S.R.: How do you describe your typical daily work as an artist, your ideal situation?

S.G.: Oh, as an ideal situation. Oh God, I don’t want to have an ideal situation. I don’t think there is because everybody wants to have something more out of it. But I guess it would be, for me, the current situation would be really not wanting art to be in small spaces because it’s becoming really defunct. There is nobody really watching art where it is in very few galleries. It’s becoming completely an object for consumption, and it’s often, it reduces, I mean, by becoming an object just to sell and buy, the one experience gets thrown out and the one activity gets completely erased. So for me it would be really important to have a situation where a lot of people see art. Maybe art in the theatre, it’s more effective. Currently it’s quite, you feel very useless, as a function. You often have to grapple what’s the function of the art-making. For me that would be ideal, that you do something, that there is a structure where people are interested and people can see a lot of work.

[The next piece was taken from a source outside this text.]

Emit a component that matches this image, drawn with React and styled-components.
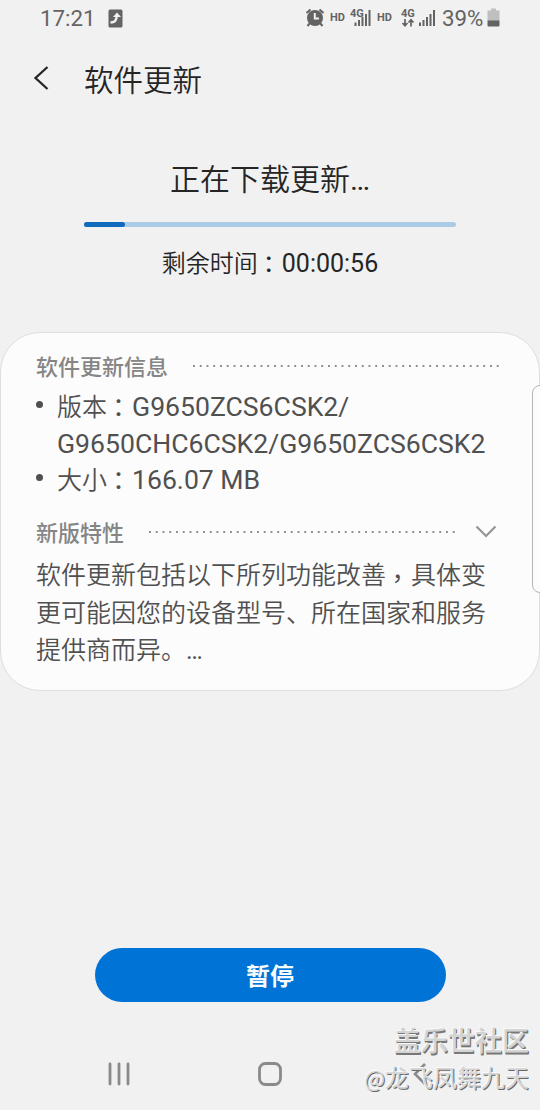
import React from 'react';
import styled, { createGlobalStyle } from 'styled-components';

const GlobalStyle = createGlobalStyle`
  * {
    box-sizing: border-box;
  }

  body {
    margin: 0;
    background: #f1f1f1;
  }

  h1, h2, h3, p, ul {
    margin: 0;
    padding: 0;
    font-weight: 400;
  }
`;

const Screen = styled.div`
  position: relative;
  display: flex;
  flex-direction: column;
  width: 540px;
  height: 1110px;
  overflow: hidden;
  background: #f1f1f1;
  font-family: Roboto, 'Noto Sans CJK SC', sans-serif;
  color: #252525;
`;

const StatusBar = styled.header`
  display: flex;
  align-items: center;
  height: 36px;
  padding: 0 40px;
  color: #636363;
`;

const Clock = styled.span`
  width: 68px;
  font-size: 22.3px;
  line-height: 36px;
`;

const StatusIcons = styled.div`
  display: flex;
  align-items: center;
  margin-left: auto;
`;

const Hd = styled.span`
  width: ${props => props.width}px;
  font-size: 11px;
  font-weight: 700;
  line-height: 34px;
`;

const Battery = styled.span`
  width: 45px;
  font-size: 22.3px;
  line-height: 36px;
`;

const TitleBar = styled.div`
  display: flex;
  align-items: center;
  height: 84px;
  padding-left: 33px;
`;

const Title = styled.h1`
  margin-left: 34px;
  font-family: 'Noto Sans CJK SC', sans-serif;
  font-size: 29.5px;
  font-weight: 350;
  line-height: 44px;
`;

const Progress = styled.section`
  display: flex;
  flex-direction: column;
  align-items: center;
  height: 212px;
  padding-top: 36px;
`;

const Heading = styled.h2`
  height: 46px;
  font-family: 'Noto Sans CJK SC', sans-serif;
  font-size: 30px;
  font-weight: 350;
  line-height: 43px;
`;

const Track = styled.div`
  width: 372px;
  height: 5px;
  margin-top: 20px;
  border-radius: 3px;
  background: #abcbe6;
`;

const Fill = styled.div`
  height: 100%;
  border-radius: 3px;
  background: #106bbd;
`;

const Remaining = styled.p`
  margin-top: 17px;
  font-family: 'Noto Sans CJK SC', sans-serif;
  font-size: 24px;
  font-weight: 350;
  line-height: 36px;
`;

const Latin = styled.span`
  font-family: Roboto, sans-serif;
  font-size: ${props => props.size || 25}px;
  font-weight: 400;
  line-height: 1;
`;

const Card = styled.section`
  height: 359px;
  padding: 16px 38px 0 35px;
  border: 1px solid #dedede;
  border-radius: 40px;
  background: #fcfcfc;
  color: #505050;
`;

const SectionHead = styled.div`
  display: flex;
  align-items: center;
  height: 34px;
  margin-top: ${props => props.top || 0}px;
`;

const SectionTitle = styled.h3`
  flex: none;
  width: ${props => props.width}px;
  padding-top: 3px;
  font-size: 22px;
  font-weight: 500;
  line-height: 34px;
  color: #858585;
`;

const Dots = styled.div`
  flex: none;
  width: 307px;
  height: 2px;
  background: linear-gradient(90deg, #8f8f8f 2px, transparent 2px) 0 0 / 6.75px 2px repeat-x;
`;

const Chevron = styled.svg`
  flex: none;
  margin-left: 19px;
`;

const List = styled.ul`
  margin-top: 4px;
  list-style: none;
`;

const Item = styled.li`
  display: flex;
  font-family: 'Noto Sans CJK SC', sans-serif;
  font-size: 25px;
  font-weight: 350;

  &::before {
    content: '';
    flex: none;
    width: 7px;
    height: 7px;
    margin: 14px 14px 0 0;
    border-radius: 50%;
    background: #505050;
  }
`;

const Line = styled.div`
  height: ${props => props.height || 37}px;
  line-height: 37px;
  white-space: nowrap;
`;

const Description = styled.p`
  margin-top: 6px;
  font-family: 'Noto Sans CJK SC', sans-serif;
  font-size: 25px;
  font-weight: 350;
  line-height: 37.5px;
  white-space: nowrap;
`;

// full-width marks sit in the middle of their cell
const Mark = styled.span`
  position: relative;
  top: ${props => props.drop || 0}px;
  left: -1px;
  font-family: 'Noto Sans CJK TC', sans-serif;
  font-weight: 400;
  line-height: 1;
`;

const PauseButton = styled.button`
  align-self: center;
  width: 351px;
  height: 54px;
  margin-top: 257px;
  padding: 0;
  border: 0;
  border-radius: 27px;
  background: #0073d6;
  color: #f8fcff;
  font-family: 'Noto Sans CJK SC', sans-serif;
  font-size: 24px;
  font-weight: 700;
  line-height: 54px;
`;

const NavBar = styled.nav`
  display: flex;
  align-items: center;
  justify-content: space-between;
  height: 72px;
  margin-top: auto;
  padding: 0 107px;
`;

const EdgeHandle = styled.div`
  position: absolute;
  top: 385px;
  right: -8px;
  width: 16px;
  height: 208px;
  border: 1px solid #b5b5b5;
  border-radius: 8px;
  background: #fcfcfc;
`;

const Watermark = styled.div`
  position: absolute;
  right: 11px;
  bottom: 16px;
  color: #d4d4d4;
  text-align: right;
  white-space: nowrap;
  text-shadow: -1px -1px 0 #fafafa, 1px 1px 0 #686868;
`;

const Community = styled.div`
  font-size: 27px;
  font-weight: 500;
  line-height: 36px;
  text-shadow: -1px -1px 0 #fafafa, 1px 1px 0 #787878, 1px 2px 0 #787878;
`;

const Author = styled.div`
  font-family: 'Noto Sans CJK SC', sans-serif;
  font-size: 24px;
  line-height: 33px;
`;

const At = styled.span`
  font-size: 22px;
`;

const Signal = ({ x }) => (
  <g fill="#636363">
    <rect x={x} y="22.5" width="2" height="3.5" />
    <rect x={x + 3.5} y="20" width="2" height="6" />
    <rect x={x + 7} y="17" width="2" height="9" />
    <rect x={x + 10.5} y="14" width="2" height="12" />
    <rect x={x + 14} y="10" width="2" height="16" />
  </g>
);

const UpdateIcon = () => (
  <svg width="15" height="19" viewBox="0 0 15 19">
    <rect x="0.5" y="0.5" width="14" height="18" rx="1.5" fill="#636363" />
    <path d="M2.5 13.5C7 13.5 8.7 11.5 8.7 7" fill="none" stroke="#f1f1f1" strokeWidth="2.4" />
    <path d="M5 8L9 3.5L13 8Z" fill="#f1f1f1" />
  </svg>
);

const AlarmIcon = () => (
  <svg width="25" height="36" viewBox="0 0 25 36">
    <circle cx="10" cy="18" r="8" fill="#636363" />
    <path d="M1.5 13L5.5 9.5M18.5 13L14.5 9.5M5 23L2.5 26M15 23L17.5 26" stroke="#636363" strokeWidth="2" />
    <path d="M9.8 13V18.5H14" fill="none" stroke="#f1f1f1" strokeWidth="2" />
  </svg>
);

const BatteryIcon = () => (
  <svg width="13" height="36" viewBox="0 0 13 36">
    <path d="M4 8.5H9V10.5H12.5V21H0.5V10.5H4Z" fill="#bfbfbf" />
    <path d="M0.5 20.5H12.5V25.5Q12.5 26.5 11.5 26.5H1.5Q0.5 26.5 0.5 25.5Z" fill="#636363" />
  </svg>
);

const App = () => (
  <Screen>
    <GlobalStyle />
    <StatusBar>
      <Clock>17:21</Clock>
      <UpdateIcon />
      <StatusIcons>
        <AlarmIcon />
        <Hd width={20}>HD</Hd>
        <svg width="27" height="36" viewBox="0 0 27 36">
          <text x="0" y="17" fontSize="11" fontWeight="700" fill="#636363">4G</text>
          <Signal x={4.5} />
        </svg>
        <Hd width={24}>HD</Hd>
        <svg width="41" height="36" viewBox="0 0 41 36">
          <text x="0" y="17" fontSize="11" fontWeight="700" fill="#636363">4G</text>
          <path d="M4 19V25.5M1.5 23L4 25.8L6.5 23M10 26.5V20M7.5 22.5L10 19.7L12.5 22.5" fill="none" stroke="#636363" strokeWidth="1.7" />
          <Signal x={18} />
        </svg>
        <Battery>39%</Battery>
        <BatteryIcon />
      </StatusIcons>
    </StatusBar>

    <TitleBar>
      <svg width="17" height="28" viewBox="0 0 17 28">
        <path d="M14.5 3L2.5 14L14.5 25" fill="none" stroke="#252525" strokeWidth="2.3" />
      </svg>
      <Title>软件更新</Title>
    </TitleBar>

    <Progress>
      <Heading>正在下载更新<Latin size={30}>…</Latin></Heading>
      <Track>
        <Fill style={{ width: `${(41 / 372) * 100}%` }} />
      </Track>
      <Remaining>
        剩余时间<Mark drop={1}>：</Mark><Latin>00:00:56</Latin>
      </Remaining>
    </Progress>

    <Card>
      <SectionHead>
        <SectionTitle width={157}>软件更新信息</SectionTitle>
        <Dots />
      </SectionHead>
      <List>
        <Item>
          <div>
            <Line>版本<Mark drop={1}>：</Mark><Latin size={26.6}>G9650ZCS6CSK2/</Latin></Line>
            <Line height={36}><Latin size={26.6}>G9650CHC6CSK2/G9650ZCS6CSK2</Latin></Line>
          </div>
        </Item>
        <Item>
          <Line>大小<Mark drop={1}>：</Mark><Latin size={26.6}>166.07 MB</Latin></Line>
        </Item>
      </List>
      <SectionHead top={18}>
        <SectionTitle width={113}>新版特性</SectionTitle>
        <Dots />
        <Chevron width="22" height="14" viewBox="0 0 22 14">
          <path d="M1.5 1.5L11 11L20.5 1.5" fill="none" stroke="#959595" strokeWidth="2.2" />
        </Chevron>
      </SectionHead>
      <Description>
        软件更新包括以下所列功能改善<Mark drop={4}>，</Mark>具体变<br />
        更可能因您的设备型号、所在国家和服务<br />
        提供商而异。<Latin>…</Latin>
      </Description>
    </Card>

    <PauseButton>暂停</PauseButton>

    <NavBar>
      <svg width="24" height="24" viewBox="0 0 24 24">
        <path d="M3 2V22M12 2V22M21 2V22" stroke="#8a8a8a" strokeWidth="2.8" strokeLinecap="round" />
      </svg>
      <svg width="26" height="26" viewBox="0 0 26 26">
        <rect x="2.5" y="2.5" width="21" height="21" rx="6" fill="none" stroke="#8a8a8a" strokeWidth="2.8" />
      </svg>
      <svg width="24" height="24" viewBox="0 0 24 24">
        <path d="M16 2L6 12L16 22" fill="none" stroke="#8a8a8a" strokeWidth="2.6" />
      </svg>
    </NavBar>

    <EdgeHandle />
    <Watermark>
      <Community>盖乐世社区</Community>
      <Author><At>@</At>龙飞凤舞九天</Author>
    </Watermark>
  </Screen>
);

export default App;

For the moment. I might have bigger wishes but this is the one wish just now.

But you had something to ask about originality, right?

S.R.: I think that the term of originiality is involved in the first two, three questions.

S.G.: Okay, because I think…

S.R.: But if you want to say something about originality, you can go ahead.

S.G.: Because I thought about it when you said, what I was thinking was that originality is something. Well in the churches, where everybody worked together, there was never a original art work, but then when aristocrats started having a 2 by 2 square foot of painting you wanted to make it original – more to do with the fact what I have you don’t have. I think somewhere it has to do with capitalism in wanting to own, a unique work;. That is why artists, even knowing and wanting by the audiences, never do massive productions so much of the print. I think it’s a very sick thing this originality business, because it’s just wanting to do something unique and make it very private. And then try to propagate and sort of claim public ideals or moralistic aims through it. So this originality business is really quite not in.